COLLECTED MATERIAL:
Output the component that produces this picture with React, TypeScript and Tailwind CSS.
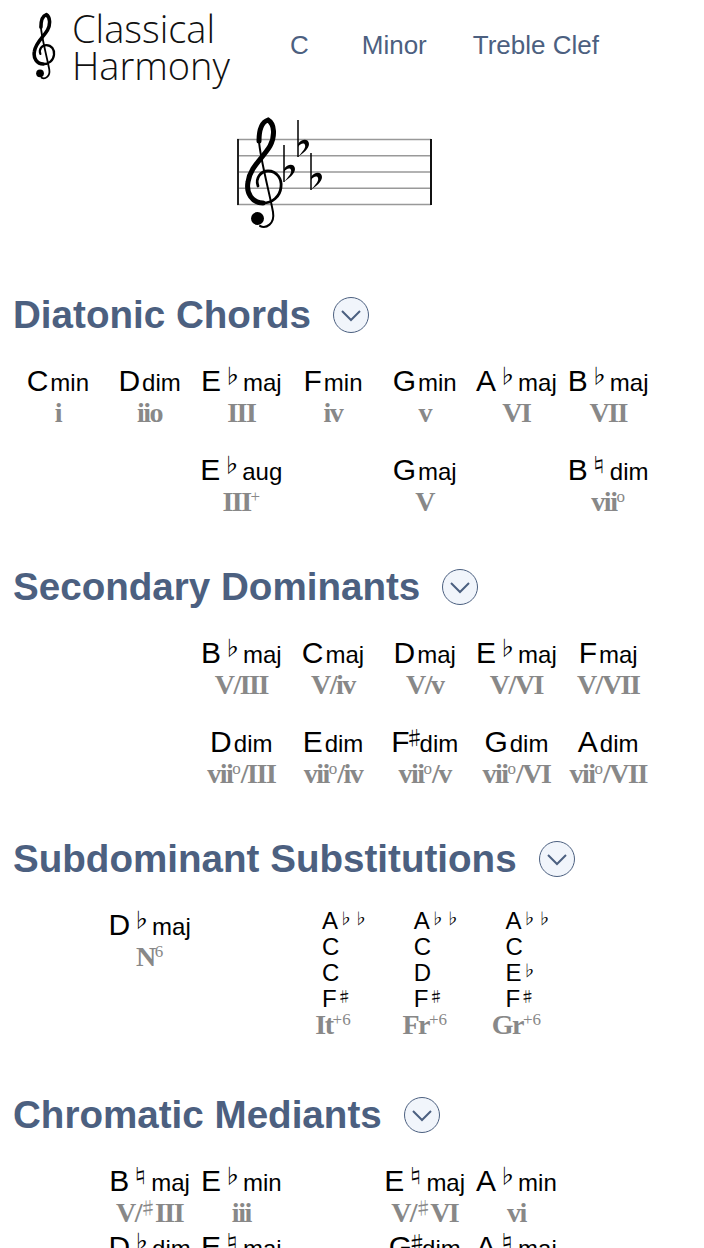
import type { ReactNode } from "react";

type Chord = {
  root: string;
  acc?: string;
  quality: string;
  numeral: ReactNode;
};
type Cell = Chord | null;

const FLAT = "♭";
const NATURAL = "♮";
const SHARP = "♯";

function Up({ children }: { children: ReactNode }) {
  return <sup className="top-[-9px] text-[17px] font-normal tracking-normal">{children}</sup>;
}

const diatonic: Cell[] = [
  { root: "C", quality: "min", numeral: "i" },
  { root: "D", quality: "dim", numeral: "iio" },
  { root: "E", acc: FLAT, quality: "maj", numeral: "III" },
  { root: "F", quality: "min", numeral: "iv" },
  { root: "G", quality: "min", numeral: "v" },
  { root: "A", acc: FLAT, quality: "maj", numeral: "VI" },
  { root: "B", acc: FLAT, quality: "maj", numeral: "VII" },
  null,
  null,
  { root: "E", acc: FLAT, quality: "aug", numeral: <>III<Up>+</Up></> },
  null,
  { root: "G", quality: "maj", numeral: "V" },
  null,
  { root: "B", acc: NATURAL, quality: "dim", numeral: <>vii<Up>o</Up></> },
];

const secondary: Cell[] = [
  null,
  null,
  { root: "B", acc: FLAT, quality: "maj", numeral: "V/III" },
  { root: "C", quality: "maj", numeral: "V/iv" },
  { root: "D", quality: "maj", numeral: "V/v" },
  { root: "E", acc: FLAT, quality: "maj", numeral: "V/VI" },
  { root: "F", quality: "maj", numeral: "V/VII" },
  null,
  null,
  { root: "D", quality: "dim", numeral: <>vii<Up>o</Up>/III</> },
  { root: "E", quality: "dim", numeral: <>vii<Up>o</Up>/iv</> },
  { root: "F", acc: SHARP, quality: "dim", numeral: <>vii<Up>o</Up>/v</> },
  { root: "G", quality: "dim", numeral: <>vii<Up>o</Up>/VI</> },
  { root: "A", quality: "dim", numeral: <>vii<Up>o</Up>/VII</> },
];

const sharpMark = (
  <sup className="top-[-7px] mx-[-2px] text-[18px] font-normal tracking-normal" style={{ fontFamily: '"Noto Sans CJK JP", sans-serif' }}>
    ♯
  </sup>
);

const mediants: Cell[] = [
  null,
  { root: "B", acc: NATURAL, quality: "maj", numeral: <>V/{sharpMark}III</> },
  { root: "E", acc: FLAT, quality: "min", numeral: "iii" },
  null,
  { root: "E", acc: NATURAL, quality: "maj", numeral: <>V/{sharpMark}VI</> },
  { root: "A", acc: FLAT, quality: "min", numeral: "vi" },
  null,
  null,
  { root: "D", acc: FLAT, quality: "dim", numeral: "" },
  { root: "E", acc: NATURAL, quality: "maj", numeral: "" },
  null,
  { root: "G", acc: SHARP, quality: "dim", numeral: "" },
  { root: "A", acc: NATURAL, quality: "maj", numeral: "" },
  null,
];

const augmented = [
  { notes: [["A", "♭♭"], ["C"], ["C"], ["F", SHARP]], numeral: "It" },
  { notes: [["A", "♭♭"], ["C"], ["D"], ["F", SHARP]], numeral: "Fr" },
  { notes: [["A", "♭♭"], ["C"], ["E", FLAT], ["F", SHARP]], numeral: "Gr" },
];

function TrebleClef({ className, heavy }: { className?: string; heavy?: boolean }) {
  const extra = heavy ? 1 : 0;
  return (
    <svg viewBox="244 116 42 115" className={className} fill="none" stroke="currentColor" strokeLinecap="round">
      <path d="M258 186C255 178 261 171 268 171C277 171 282 179 281 187C280 197 272 203 263 203" strokeWidth={2.8 + extra} />
      <path d="M263 203C252 203 246 193 248 182C250 167 263 158 270 146C275 137 275 124 268 120C262 122 259 130 259 141" strokeWidth={5 + extra} />
      <path d="M259 141C260 158 270 195 273 212C275 224 266 229 260 226" strokeWidth={2 + extra} />
      <circle cx="257.5" cy="218.5" r="6.5" fill="currentColor" stroke="none" />
    </svg>
  );
}

function Staff() {
  const lines = [139.5, 155.75, 172, 188.25, 204.5];
  const flats = [284, 298, 311];
  const tops = [145, 120, 153];
  return (
    <div className="relative ml-[230px] mt-[18px] h-[115px] w-[210px]">
      <svg viewBox="230 118 210 115" className="h-[115px] w-[210px]" fill="none">
        {lines.map((y) => (
          <line key={y} x1="237" x2="431" y1={y} y2={y} stroke="#999" strokeWidth="1.3" />
        ))}
        <line x1="238" x2="238" y1="139" y2="205" stroke="#222" strokeWidth="2" />
        <line x1="431" x2="431" y1="139" y2="205" stroke="#111" strokeWidth="2" />
        {flats.map((x, i) => (
          <g key={x}>
            <line x1={x} x2={x} y1={tops[i]} y2={tops[i] + 37} stroke="#000" strokeWidth="1.5" />
            <path
              d={`M${x} ${tops[i] + 24}C${x + 4} ${tops[i] + 18} ${x + 11} ${tops[i] + 19} ${x + 11} ${tops[i] + 24}C${x + 11} ${tops[i] + 29} ${x + 5} ${tops[i] + 33} ${x} ${tops[i] + 37}C${x + 5} ${tops[i] + 31} ${x + 8} ${tops[i] + 28} ${x + 7} ${tops[i] + 25}C${x + 6} ${tops[i] + 22} ${x + 2} ${tops[i] + 24} ${x} ${tops[i] + 27}Z`}
              fill="#000"
            />
          </g>
        ))}
      </svg>
      <TrebleClef className="absolute left-[14px] top-[-2px] h-[115px] w-[42px] text-black" />
    </div>
  );
}

function Heading({ title }: { title: string }) {
  return (
    <div className="ml-[13px] flex h-[44px] items-center gap-[22px]">
      <h2 className="text-[38.6px] font-bold leading-[44px] text-[#4c6080]">{title}</h2>
      <button className="flex h-[36px] w-[36px] items-center justify-center rounded-full border-[1.5px] border-[#4c6080] bg-[#f1f5fb] text-[#4c6080]">
        <svg viewBox="0 0 24 24" className="h-[24px] w-[24px]" fill="none" stroke="currentColor" strokeWidth="2">
          <path d="M3 8l9 9 9-9" />
        </svg>
      </button>
    </div>
  );
}

const cjk = { fontFamily: '"Noto Sans CJK JP", "DejaVu Sans", sans-serif' };
const serif = { fontFamily: '"Liberation Serif", serif' };

function ChordAccidental({ acc }: { acc: string }) {
  return (
    <span
      className={
        acc === SHARP
          ? "relative top-[-6px] mx-[-5px] text-[20px] leading-none"
          : "relative top-[-7px] mx-[1px] text-[20px] leading-none"
      }
      style={cjk}
    >
      {acc}
    </span>
  );
}

function ChordCell({ chord }: { chord: Cell }) {
  if (!chord) return <div />;
  return (
    <div className="flex flex-col items-center">
      <div className="flex h-[34px] items-baseline whitespace-nowrap leading-[34px] text-black">
        <span className="text-[30px]">{chord.root}</span>
        {chord.acc ? <ChordAccidental acc={chord.acc} /> : <span className="w-[2px]" />}
        <span className="text-[24px]">{chord.quality}</span>
      </div>
      <div className="h-[30px] whitespace-nowrap text-[28px] font-bold leading-[30px] tracking-[-1.5px] text-[#888]" style={serif}>
        {chord.numeral}
      </div>
    </div>
  );
}

function ChordGrid({ cells, rowClass }: { cells: Cell[]; rowClass: string }) {
  return (
    <div className={`mt-[27px] ml-[12px] grid w-[642px] grid-cols-7 ${rowClass}`}>
      {cells.map((c, i) => (
        <ChordCell key={i} chord={c} />
      ))}
    </div>
  );
}

export default function App() {
  return (
    <div className="h-[1248px] overflow-hidden bg-white" style={{ fontFamily: '"Liberation Sans", Arial, sans-serif' }}>
      <header className="flex h-[100px] items-start pl-[32px] pt-[12px]">
        <TrebleClef heavy className="h-[69px] w-[25px] text-black" />
        <div className="ml-[15px] mt-[-2px] text-[38px] font-light leading-[37px] text-[#111]" style={{ fontFamily: '"Open Sans", sans-serif' }}>
          <div>Classical</div>
          <div>Harmony</div>
        </div>
        <nav className="mt-[17px] flex text-[26px] leading-[32px] text-[#4c6080]">
          <span className="ml-[60px]">C</span>
          <span className="ml-[53px]">Minor</span>
          <span className="ml-[46px]">Treble Clef</span>
        </nav>
      </header>

      <Staff />

      <section className="mt-[60px]">
        <Heading title="Diatonic Chords" />
        <ChordGrid cells={diatonic} rowClass="auto-rows-[88.5px]" />
      </section>

      <section className="mt-[24px]">
        <Heading title="Secondary Dominants" />
        <ChordGrid cells={secondary} rowClass="auto-rows-[88.5px]" />
      </section>

      <section className="mt-[24px]">
        <Heading title="Subdominant Substitutions" />
        <div className="mt-[27px] ml-[12px] grid h-[161px] w-[642px] grid-cols-7">
          <div />
          <ChordCell chord={{ root: "D", acc: FLAT, quality: "maj", numeral: <>N<Up>6</Up></> }} />
          <div />
          {augmented.map((a) => (
            <div key={a.numeral} className="flex flex-col items-center">
              <div className="w-[22px] text-[24px] leading-[26px] text-black">
                {a.notes.map((n, i) => (
                  <div key={i} className="whitespace-pre">
                    {n[0]}
                    {n[1] && (
                      <span className="relative top-[-5px] text-[15px] leading-none" style={cjk}>
                        {n[1]}
                      </span>
                    )}
                  </div>
                ))}
              </div>
              <div className="whitespace-nowrap text-[28px] font-bold leading-[26px] tracking-[-1.5px] text-[#888]" style={serif}>
                {a.numeral}
                <Up>+6</Up>
              </div>
            </div>
          ))}
        </div>
      </section>

      <section className="mt-[24px]">
        <Heading title="Chromatic Mediants" />
        <ChordGrid cells={mediants} rowClass="auto-rows-[66px]" />
      </section>
    </div>
  );
}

WHAT IS ASKED:
Restate the material word for word from its first line through the line containing "type Cell = Chord | null;", both included; the pictures do not belong in it.

EXERCISE OUTPUT:
Output the component that produces this picture with React, TypeScript and Tailwind CSS.
import type { ReactNode } from "react";

type Chord = {
  root: string;
  acc?: string;
  quality: string;
  numeral: ReactNode;
};
type Cell = Chord | null;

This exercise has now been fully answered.